The AI SOC Dilemma: Speed Is Not Security
There is a seductive logic in many AI-assisted SOCs today. Analysts process more alerts. Dashboards populate faster. Ticket queues shrink. On the surface, the organization appears to be performing better and performance metrics are how security teams justify their budgets and demonstrate value to the business.
But processing more alerts quickly is only meaningful if the right alerts are being surfaced, triaged correctly, and resolved in ways that actually reduce risk. When AI accelerates the wrong workflow, when it helps analysts move faster through noise rather than focus on signal, the result is not improved security. It is a more efficient path to the same blind spots.
This is the efficiency illusion: the organizational belief that because AI has made the SOC faster, it has made the SOC more accurate. The two are not synonymous, and confusing them creates a false sense of protection that may be more dangerous than openly acknowledged gaps.

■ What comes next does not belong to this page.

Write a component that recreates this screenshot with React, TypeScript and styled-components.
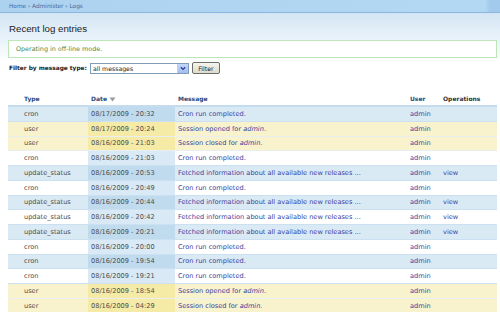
import React from 'react'
import styled, { createGlobalStyle } from 'styled-components'

const GlobalStyle = createGlobalStyle`
  html, body {
    margin: 0;
    padding: 0;
    background: #fff;
  }
  body {
    font-family: "DejaVu Sans", Verdana, sans-serif;
    color: #494949;
  }
`

const Page = styled.div`
  width: 500px;
  height: 312px;
  overflow: hidden;
  background: linear-gradient(#d4e5f3 13px, #eaf3fb 40px, #ffffff 62px);
`

const Breadcrumb = styled.div`
  height: 12px;
  line-height: 12px;
  padding-left: 9px;
  font-size: 5.8px;
  color: #46679a;
  background: linear-gradient(90deg, #acd2f0 0%, #b3d8f3 97%, #a2caec 98%);
  border-bottom: 1px solid #88b7e2;
`

const Content = styled.div`
  padding: 10px 3px 0 8px;
`

const Title = styled.h2`
  margin: 0 0 5px 1px;
  font-family: "Liberation Sans", Arial, sans-serif;
  font-weight: normal;
  font-size: 9.7px;
  line-height: 12px;
  color: #1d1d1d;
`

const Status = styled.div`
  height: 16px;
  line-height: 16px;
  padding-left: 7px;
  background: #fff;
  border: 1px solid #bce6b6;
  font-size: 6.4px;
  color: #4b8c4b;
`

const FilterForm = styled.form`
  display: flex;
  align-items: center;
  gap: 3px;
  margin: 4px 0 0 1px;
  height: 12px;
`

const Label = styled.label`
  font-weight: bold;
  font-size: 5.85px;
  color: #222;
`

const SelectBox = styled.div`
  display: flex;
  align-items: center;
  justify-content: space-between;
  width: 95px;
  height: 9px;
  border: 1px solid #7f9db9;
  background: #fff;
  padding-left: 2px;
  font-size: 6.2px;
  color: #222;
`

const SelectButton = styled.span`
  display: flex;
  align-items: center;
  justify-content: center;
  width: 10px;
  height: 9px;
  background: linear-gradient(#c4d8fb, #a3bdf3);
  border-left: 1px solid #b9cdf6;
`

const Button = styled.button`
  height: 12px;
  width: 28px;
  padding: 0;
  border: 1px solid #6e6e6e;
  border-radius: 2px;
  background: linear-gradient(#f6f5ef, #dedbcb);
  font-family: "DejaVu Sans", Verdana, sans-serif;
  font-size: 6.2px;
  color: #222;
`

const Table = styled.table`
  width: 100%;
  margin-top: 18px;
  border-collapse: collapse;
  table-layout: fixed;
`

const Th = styled.th<{ $plain?: boolean }>`
  height: 13px;
  padding: 0 3px;
  text-align: left;
  font-size: 6px;
  font-weight: bold;
  color: ${p => (p.$plain ? '#333' : '#27497c')};
  border-bottom: 2px solid #c4dcee;
  white-space: nowrap;
`

type Kind = 'odd' | 'even' | 'user'

const Row = styled.tr<{ $kind: Kind }>`
  background: ${p => (p.$kind === 'user' ? '#f9f3cd' : p.$kind === 'odd' ? '#daeaf5' : '#ffffff')};
  border-bottom: 1px solid ${p => (p.$kind === 'user' ? '#e9eef0' : '#cbe1f1')};
`

const Td = styled.td<{ $active?: boolean; $kind?: Kind; $link?: boolean }>`
  height: 13.75px;
  padding: 0 3px;
  font-size: 6.6px;
  white-space: nowrap;
  overflow: hidden;
  color: ${p => (p.$link ? '#3a3f9e' : '#4d4d4d')};
  background: ${p =>
    !p.$active ? 'transparent' : p.$kind === 'user' ? '#f5eaa6' : p.$kind === 'odd' ? '#c1dbee' : '#d9e9f5'};
`

const SortArrow = () => (
  <svg width="7" height="5" viewBox="0 0 7 5" style={{ marginLeft: 2, verticalAlign: 'middle' }}>
    <path d="M0.5 0.5 H6.5 L3.5 4.5 Z" fill="#9a9a9a" />
  </svg>
)

const Chevron = () => (
  <svg width="6" height="5" viewBox="0 0 6 5">
    <path d="M0.8 1.2 L3 3.4 L5.2 1.2" stroke="#2a3f8a" strokeWidth="1.3" fill="none" />
  </svg>
)

type Entry = {
  type: string
  date: string
  message: React.ReactNode
  view?: boolean
}

const fetched = 'Fetched information about all available new releases ...'
const opened = <>Session opened for <em>admin</em>.</>
const closed = <>Session closed for <em>admin</em>.</>

const entries: Entry[] = [
  { type: 'cron', date: '08/17/2009 - 20:32', message: 'Cron run completed.' },
  { type: 'user', date: '08/17/2009 - 20:24', message: opened },
  { type: 'user', date: '08/16/2009 - 21:03', message: closed },
  { type: 'cron', date: '08/16/2009 - 21:03', message: 'Cron run completed.' },
  { type: 'update_status', date: '08/16/2009 - 20:53', message: fetched, view: true },
  { type: 'cron', date: '08/16/2009 - 20:49', message: 'Cron run completed.' },
  { type: 'update_status', date: '08/16/2009 - 20:44', message: fetched, view: true },
  { type: 'update_status', date: '08/16/2009 - 20:42', message: fetched, view: true },
  { type: 'update_status', date: '08/16/2009 - 20:21', message: fetched, view: true },
  { type: 'cron', date: '08/16/2009 - 20:00', message: 'Cron run completed.' },
  { type: 'cron', date: '08/16/2009 - 19:54', message: 'Cron run completed.' },
  { type: 'cron', date: '08/16/2009 - 19:21', message: 'Cron run completed.' },
  { type: 'user', date: '08/16/2009 - 18:54', message: opened },
  { type: 'user', date: '08/16/2009 - 04:29', message: closed },
]

export default function App() {
  return (
    <Page>
      <GlobalStyle />
      <Breadcrumb>Home › Administer › Logs</Breadcrumb>
      <Content>
        <Title>Recent log entries</Title>
        <Status>Operating in off-line mode.</Status>
        <FilterForm onSubmit={e => e.preventDefault()}>
          <Label>Filter by message type:</Label>
          <SelectBox>
            <span>all messages</span>
            <SelectButton>
              <Chevron />
            </SelectButton>
          </SelectBox>
          <Button type="submit">Filter</Button>
        </FilterForm>
        <Table>
          <colgroup>
            <col style={{ width: 13 }} />
            <col style={{ width: 67 }} />
            <col style={{ width: 87 }} />
            <col style={{ width: 232 }} />
            <col style={{ width: 33 }} />
            <col />
          </colgroup>
          <thead>
            <tr>
              <Th />
              <Th>Type</Th>
              <Th>
                Date
                <SortArrow />
              </Th>
              <Th>Message</Th>
              <Th>User</Th>
              <Th $plain>Operations</Th>
            </tr>
          </thead>
          <tbody>
            {entries.map((entry, idx) => {
              const kind: Kind = entry.type === 'user' ? 'user' : idx % 2 === 0 ? 'odd' : 'even'
              return (
                <Row key={idx} $kind={kind}>
                  <Td />
                  <Td>{entry.type}</Td>
                  <Td $active $kind={kind}>
                    {entry.date}
                  </Td>
                  <Td $link>{entry.message}</Td>
                  <Td $link>admin</Td>
                  <Td $link>{entry.view ? 'view' : ''}</Td>
                </Row>
              )
            })}
          </tbody>
        </Table>
      </Content>
    </Page>
  )
}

The Mechanism of False Confidence in the AI SOC
Understanding why this happens requires looking at how most AI tooling enters the SOC. The typical pattern is adoption-first: a vendor's AI layer sits atop existing infrastructure, ingesting alerts, classifying them, and recommending actions. The promise is reduced analyst fatigue and faster mean-time-to-respond (MTTR). And for volume-driven noise reduction, these tools often do deliver.
The problem is that AI is only as good as the data it reasons over. If the underlying telemetry has gaps: uncovered assets, poorly tuned detection rules, or blind spots from legacy tooling, the AI will confidently process incomplete information. It will close tickets, suppress alerts, and report a clean environment. Analysts, trusting the system, move on.
There is also a subtler dynamic at play: the transfer of credibility. When an AI system performs well on easy cases: high-volume, commodity alerts, it earns the trust of the team. That trust is then extended to harder cases where the model is far less reliable. Analysts begin to defer where they should be scrutinizing. The organization has not improved its security posture; it has introduced a new trust dependency into its decision chain.
The Deeper Issue: SOC Efficacy vs. SOC Efficiency
In operations, there is a useful distinction between efficiency, doing things with minimal waste, and efficacy, achieving the intended outcome. A missile guidance system can be highly efficient in its calculations and still miss the target entirely. The efficiency was real. The outcome was not.
A team that closes 500 alerts per analyst per day has achieved incredible soc efficiency. But if 12 of those closures involved misclassified lateral movement that preceded a breach, the efficiency was not just wasted, it was actively harmful. The activity produced the appearance of control while undermining actual control.
This is why SOC efficacy must come before efficiency. Efficacy: are we detecting what matters? Are we making correct decisions about what we detect? Are our responses actually reducing attacker dwell time and organizational risk? Only once those questions are answered affirmatively does it make sense to ask: and can we do that faster?
The Netenrich Approach: Driving Efficacy in the AI SOC
The solution to the efficiency illusion starts at the data layer. Before an AI model can make a trustworthy recommendation, it needs a complete, normalized, and heavily enriched view of the environment.
Grounding the AI SOC with Data Efficacy
Netenrich addresses this through our Universal Data Model, ensuring that when AI evaluates an alert, it isn't reasoning over fractured, siloed, or incomplete telemetry. By standardizing and enriching data before the AI touches it, we eliminate the blind spots that lead to confident, but incorrect, automated decisions.
Contextualizing Risk
Furthermore, achieving true SOC efficacy requires business context. An AI closing tickets rapidly is only valuable if it prioritizes the assets that matter most. Netenrich’s unique business ontology process serves as a dynamic, context-aware foundation that tells the AI exactly what is at stake. Instead of treating every server or endpoint as equal, our platform ensures that AI-driven responses are weighted by actual business impact and asset activity. The AI isn't just clearing a queue; it is actively defending the organization's crown jewels.
Agentic AI Built for Real Security Outcomes
When the data is clean and the context is clear, AI can finally transition from a dangerous accelerant to a genuine defense mechanism. This is the core of Netenrich’s Agentic SOC. We deploy Agentic AI not just to act as a conversational overlay or a simple alert-closer, but to dynamically investigate, reason, and act with the same rigor a senior security engineer would apply. Our AI is measured by the efficacy of its threat resolution, not just the speed of its ticket closures.
The Reality of Effective Defense
The SOC of the future will undoubtedly be driven by AI, but speed alone is a metric of the past. Feeling safer because your dashboards are green and your MTTR is low is the efficiency illusion at its peak. Actually being safer requires a platform that prioritizes SOC efficacy, grounds its AI in high-quality data and business context, and automates only what it can reliably resolve.
At Netenrich, we don't just optimize your SOC efficiency to make your SOC faster. We make sure it is moving fast in the right direction.